河野氏が「総裁選になれば派閥を離脱する」というのは、驚くニュースではない。当たり前のことだ。

②「ほとんどの派閥が正式な解散もしていないなかで派閥にいるかどうかを議論するのは意味がない」

河野氏は総裁選前に派閥を離脱することを明確に否定した。

総裁選は麻生派に力を借りて推薦人20人を集め、選挙活動も麻生派に依存するのに、総裁になったら麻生派を離脱したところで、麻生派の影響を受けないというのは、幻想でしかない。

どのようにして権力をつかむのか。まさに「総裁選の勝ち方」によって、新政権の政策は大きく変わってくる。自らを押し上げた政治勢力を無視して政権運営はできない。

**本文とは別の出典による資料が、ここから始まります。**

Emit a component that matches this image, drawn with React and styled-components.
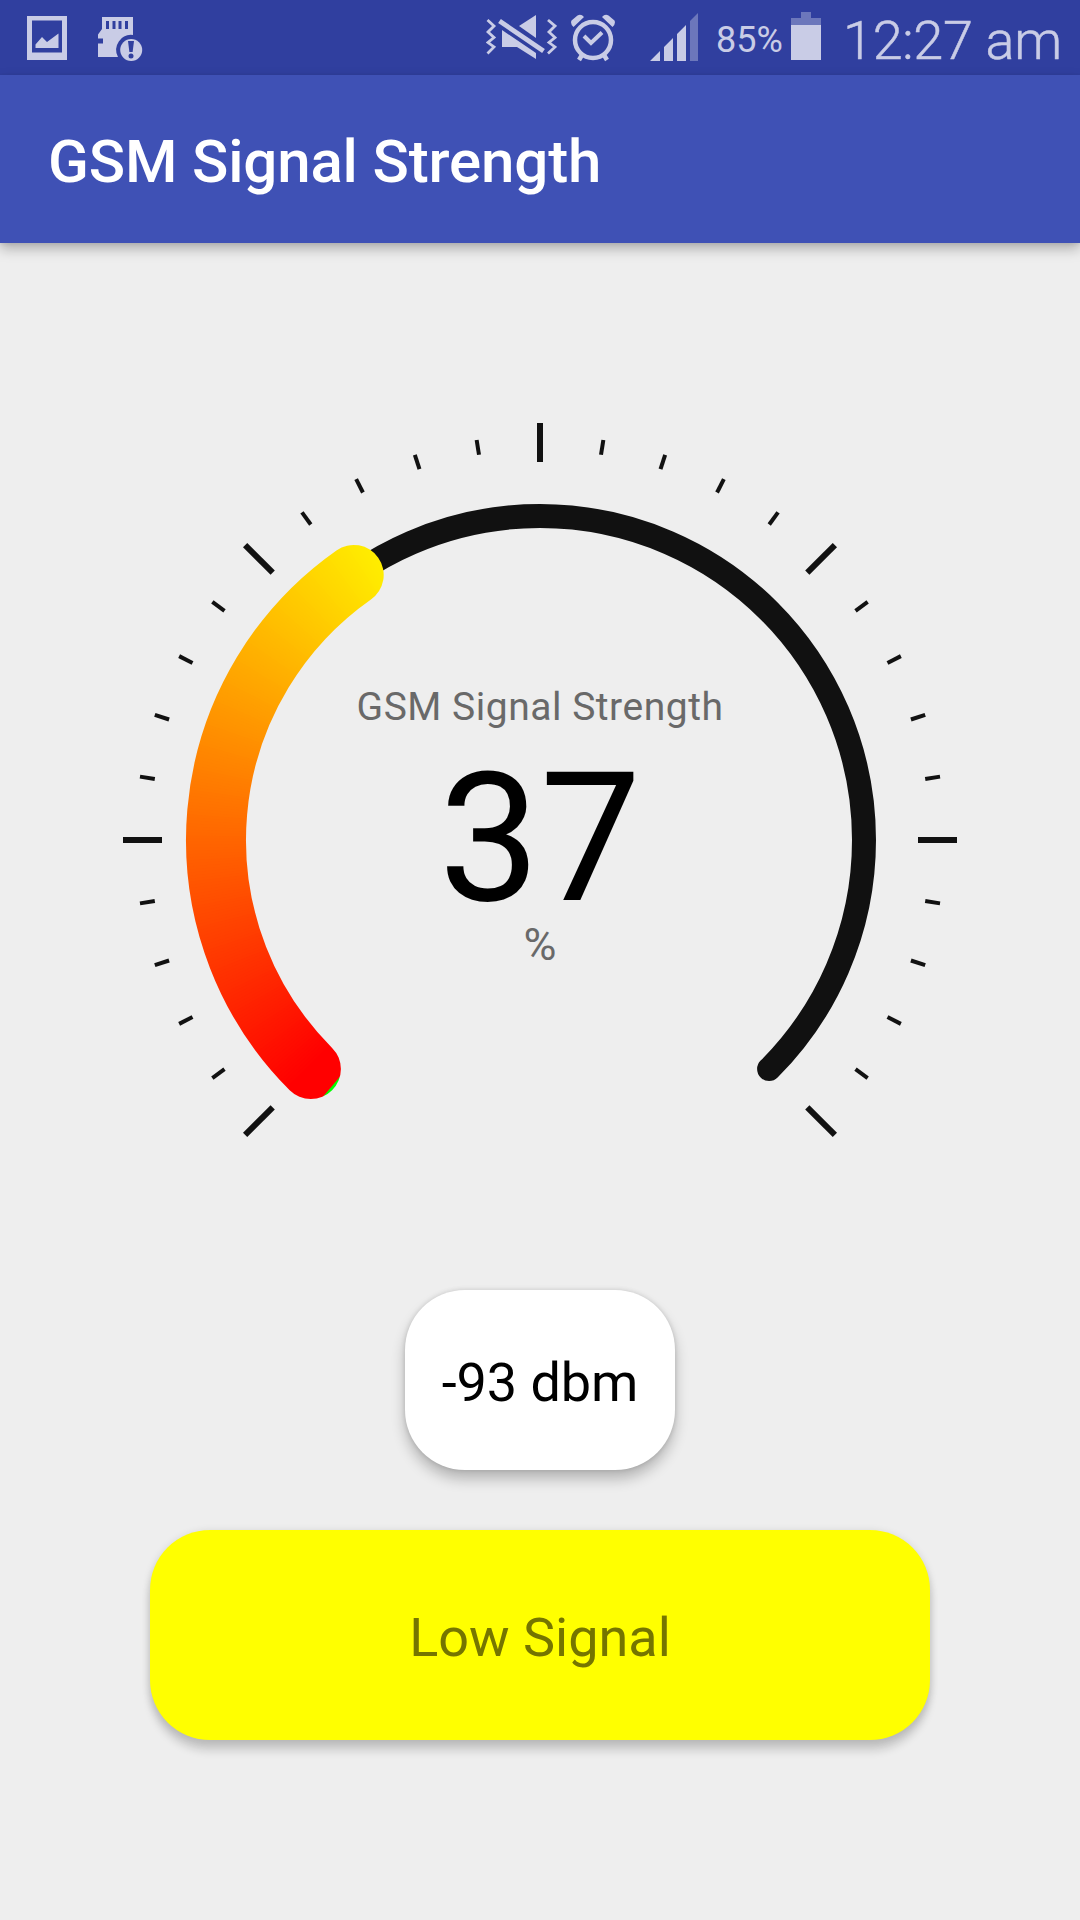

河野氏が脱派閥を目指すのなら、麻生派に頼らず自力で推薦人20人を集め、自力で選挙活動をして、勝ち抜くほかない。総裁選は麻生派に依存して勝てば自立するという都合のいいことは、政治の世界ではあり得ない。

それをあけすけに言ってのける河野氏は、政治家として信用できないと強く思う。

③「閣僚や党三役にも派閥離脱してもらう」

河野氏のこの発言もマヤカシだ。

麻生派以外は派閥はすでに解散表明している。この発言の対象は、唯一存続を宣言している麻生派だけだ。麻生派から閣僚や党三役に起用する人には麻生派を離脱してもらうというだけの意味である。

では、派閥を愛する麻生氏はどうなるのか?

党三役というのは通常、幹事長、政調会長、総務会長である。麻生氏は副総裁だ。通常は党三役に含まれない。つまり、麻生氏は派閥に残ったまま例外的に副総裁に留任する可能性を残しているのである。

麻生氏は世代交代の波を恐れ、河野氏の総裁選出馬にずっと反対してきた。

しかし河野氏も61歳になった。今回の総裁選には43歳の小泉氏や49歳の小林鷹之氏が名乗りをあげている。河野氏はもはや若手ではない。自らも世代交代の挑戦を受ける立場になったのだ。

麻生氏は9月に84歳になる。今回の総裁選のキングメーカー争いで小泉氏を担ぐ菅義偉氏に敗れれば、総裁選後に予測される10月解散総選挙で政界引退に追い込まれる恐れがある。

小泉氏優勢が見込まれるなかで、「そろそろ潮時か、派閥を河野に譲るか」という意識が出てきても不思議ではない。

麻生氏も河野氏も政治名門一家の世襲政治家だ。総裁選にむけてサシ会食を重ねて河野氏出馬で合意したが、その過程で麻生派の将来についても入念に話し合ったのではないだろうか。